He concludes that new research about nature versus nurture suggests that people’s beliefs about whether talent or intelligence is born or can be developed affects the success or failure of a whole performance management system.

Performance feedback

The notion: All feedback is good.

The reality: Not always.

Stanford psychologist Carol Dweck has found that not all praise is equally helpful. Praising children for being smart is a less effective performance motivator than praising them for effort. Dweck labels the two mindsets created by such praise as “fixed” and “growth.”

That finding may remind some of the research of psychologist Albert Bandura, who in 1977 introduced the concept of “self-efficacy”—a belief that one can succeed. Years later, he and others showed that managers’ beliefs about an organization’s capability to change influenced the success of change efforts.

In The Crowdsourced Performance Review: How to Use the Power of Social Recognition to Transform Employee Performance, Eric Mosley argues that social recognition, a practice in which many people use social media to consider and recognize an employee’s performance on a daily basis, can improve performance more effectively than either the one-on-one performance review or 360-degree feedback.

Makeup of the workforce

The notion: The U.S. workforce is getting younger.

The reality: Despite the flow of Millennials into the workforce, the average age of the U.S. worker is increasing for now because senior employees are not retiring as early as they once did.

The sheer size of the Baby Boomer generation means that the number of Americans reaching age 60 each year is climbing steeply. Also, labor force participation rates have increased for adults between ages 60 and 74.

In the past quarter century there has been a steady improvement in older Americans’ educational credentials, both absolutely and in comparison to the qualifications of younger workers. People with more education tend to stay in the workforce longer than the less-educated.

Mobile technology

The notion: Tablets in the classroom will disrupt learning.
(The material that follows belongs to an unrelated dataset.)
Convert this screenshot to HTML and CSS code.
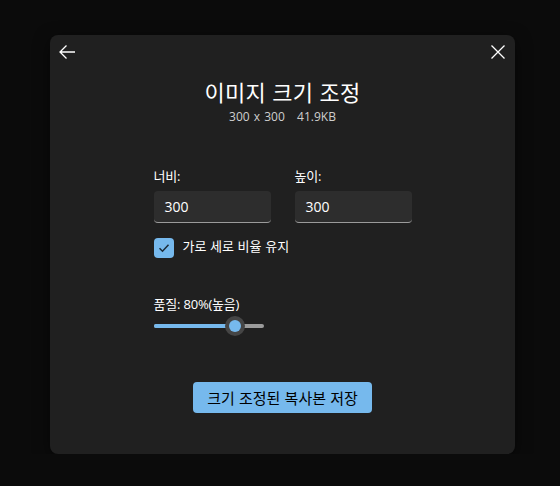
FILE: index.html
```html
<!DOCTYPE html>
<html lang="ko">
<head>
<meta charset="utf-8">
<link rel="stylesheet" href="styles.css">
</head>
<body>
<div class="dialog">
  <div class="header">
    <svg class="icon" width="18" height="16" viewBox="0 0 18 16"><path d="M17 8H2M8.5 1.5L2 8l6.5 6.5" fill="none" stroke="#fff" stroke-width="1.3"/></svg>
    <svg class="icon" width="16" height="16" viewBox="0 0 16 16"><path d="M1.5 1.5l13 13M14.5 1.5l-13 13" fill="none" stroke="#fff" stroke-width="1.3"/></svg>
  </div>
  <h1 class="title">이미지 크기 조정</h1>
  <div class="subtitle">300 x 300&nbsp;&nbsp;&nbsp;41.9KB</div>
  <div class="form">
    <div class="fields">
      <div class="field">
        <label class="label">너비:</label>
        <div class="input">300</div>
      </div>
      <div class="field">
        <label class="label">높이:</label>
        <div class="input">300</div>
      </div>
    </div>
    <div class="check-row">
      <span class="checkbox"><svg width="12" height="10" viewBox="0 0 12 10"><path d="M1.5 5.2l3 3 6-6.5" fill="none" stroke="#1b2b38" stroke-width="1.5"/></svg></span>
      <span class="check-label">가로 세로 비율 유지</span>
    </div>
    <div class="label quality">품질: 80%(높음)</div>
    <div class="slider">
      <div class="track"><div class="fill" style="width:74%"></div></div>
      <div class="thumb" style="left:74%"><span class="thumb-inner"></span></div>
    </div>
  </div>
  <div class="actions">
    <button class="primary">크기 조정된 복사본 저장</button>
  </div>
</div>
</body>
</html>
```
FILE: styles.css
```css
html, body {
  margin: 0;
  padding: 0;
  background: #0b0b0b;
  font-family: "Segoe UI", "Noto Sans", "Noto Sans CJK KR", sans-serif;
  color: #fff;
}
.dialog {
  margin: 35px 0 0 50px;
  width: 465px;
  height: 419px;
  background: #202020;
  border-radius: 8px;
  box-shadow: 0 4px 16px rgba(0,0,0,0.5);
  display: flex;
  flex-direction: column;
  box-sizing: border-box;
}
.header {
  height: 34px;
  display: flex;
  align-items: center;
  justify-content: space-between;
  padding: 0 9px 0 8px;
}
.icon { display: block; }
.title {
  margin: 7px 0 0;
  font-weight: 400;
  font-size: 22px;
  line-height: 30px;
  text-align: center;
  font-family: "Noto Sans CJK KR", sans-serif;
  letter-spacing: 0.2px;
}
.subtitle {
  margin-top: 3px;
  font-size: 12px;
  line-height: 16px;
  text-align: center;
  color: #cfcfcf;
  font-family: "Open Sans", "Noto Sans CJK KR", sans-serif;
  word-spacing: 1px;
}
.form {
  width: 258px;
  margin: 42px auto 0;
}
.fields {
  display: flex;
  gap: 24px;
}
.field { width: 117px; }
.label {
  display: block;
  font-size: 13px;
  line-height: 18px;
  font-family: "Open Sans", "Noto Sans CJK KR", sans-serif;
  letter-spacing: -0.2px;
}
.input {
  margin-top: 6px;
  height: 32px;
  box-sizing: border-box;
  background: #2d2d2d;
  border-radius: 4px;
  border-bottom: 1px solid #9b9b9b;
  padding: 0 11px;
  font-size: 14px;
  line-height: 31px;
  font-family: "Open Sans", sans-serif;
}
.check-row {
  margin-top: 15px;
  display: flex;
  align-items: center;
  gap: 9px;
  height: 20px;
}
.checkbox {
  width: 20px;
  height: 20px;
  border-radius: 4px;
  background: #76b9ed;
  display: flex;
  align-items: center;
  justify-content: center;
}
.check-label {
  font-size: 13px;
  line-height: 18px;
  font-family: "Noto Sans CJK KR", sans-serif;
  margin-top: -4px;
}
.quality { margin-top: 37px; }
.slider {
  position: relative;
  margin-top: 3px;
  width: 110px;
  height: 20px;
  display: flex;
  align-items: center;
}
.track {
  width: 100%;
  height: 4px;
  border-radius: 2px;
  background: #9b9b9b;
  overflow: hidden;
}
.fill { height: 100%; background: #76b9ed; }
.thumb {
  position: absolute;
  top: 0;
  width: 20px;
  height: 20px;
  margin-left: -10px;
  border-radius: 50%;
  background: #454545;
  display: flex;
  align-items: center;
  justify-content: center;
}
.thumb-inner {
  width: 12px;
  height: 12px;
  border-radius: 50%;
  background: #76b9ed;
}
.actions {
  margin-top: 46px;
  display: flex;
  justify-content: center;
}
.primary {
  width: 179px;
  height: 31px;
  border: none;
  border-radius: 4px;
  background: #76b9ed;
  color: #000;
  font-size: 15px;
  font-family: "Noto Sans CJK KR", sans-serif;
  padding: 0;
}
```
The reality: Successful use of tablets to transform learning will depend on teachers as well as technology. Companies are well-advised to invest not just in technology, but also in developing trainers who can use it to their best advantage in achieving their goals.
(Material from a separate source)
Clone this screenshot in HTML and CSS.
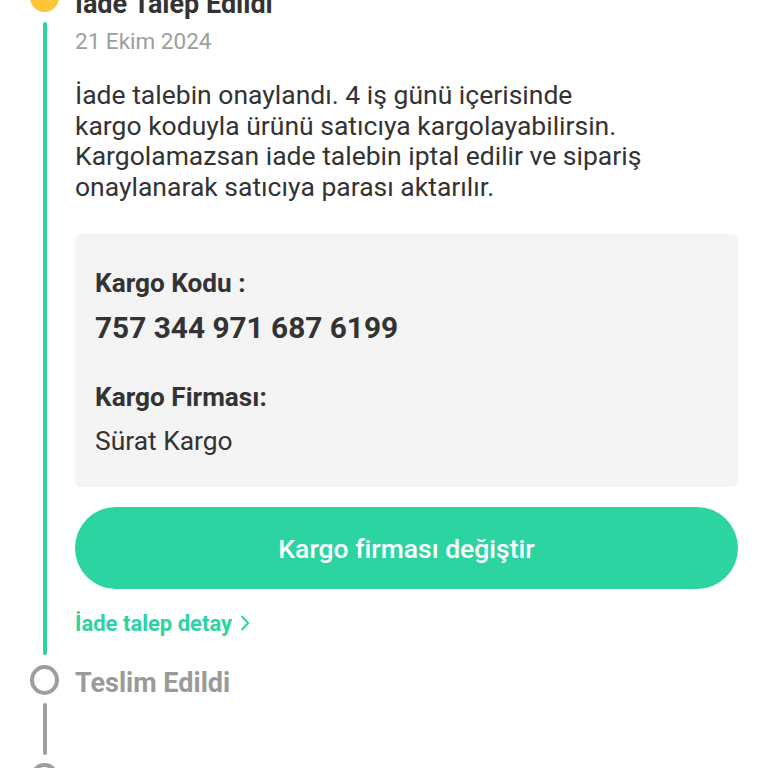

Mobile devices, particularly tablets, used for training represent a vast commercial opportunity for their manufacturers, but will they really transform learning? Two things need to happen, according to many observers.

The first is that more tablet-trained kids need to enter the workforce and replace the late-age adopters of technology who still outnumber younger workers. The second is that trainers need to acquire new skills, including:

  • tech-based classroom management skills, such as the use of polls, discussions, and exercises, that facilitate individualized instruction in real time
  • the ability to personalize learning or to become a personalized learning environment facilitator (an actual title at tablet-maker Amplify for people who help instructors learn to use tablets)
  • multitasking in the virtual classroom, for example promoting research, discussion, practice, and mastery simultaneously
  • the ability to use data about learners to improve the learning experience and its results.

Disruptive technology

The notion: Disruptive technology refers only to hardware and software that causes radical change.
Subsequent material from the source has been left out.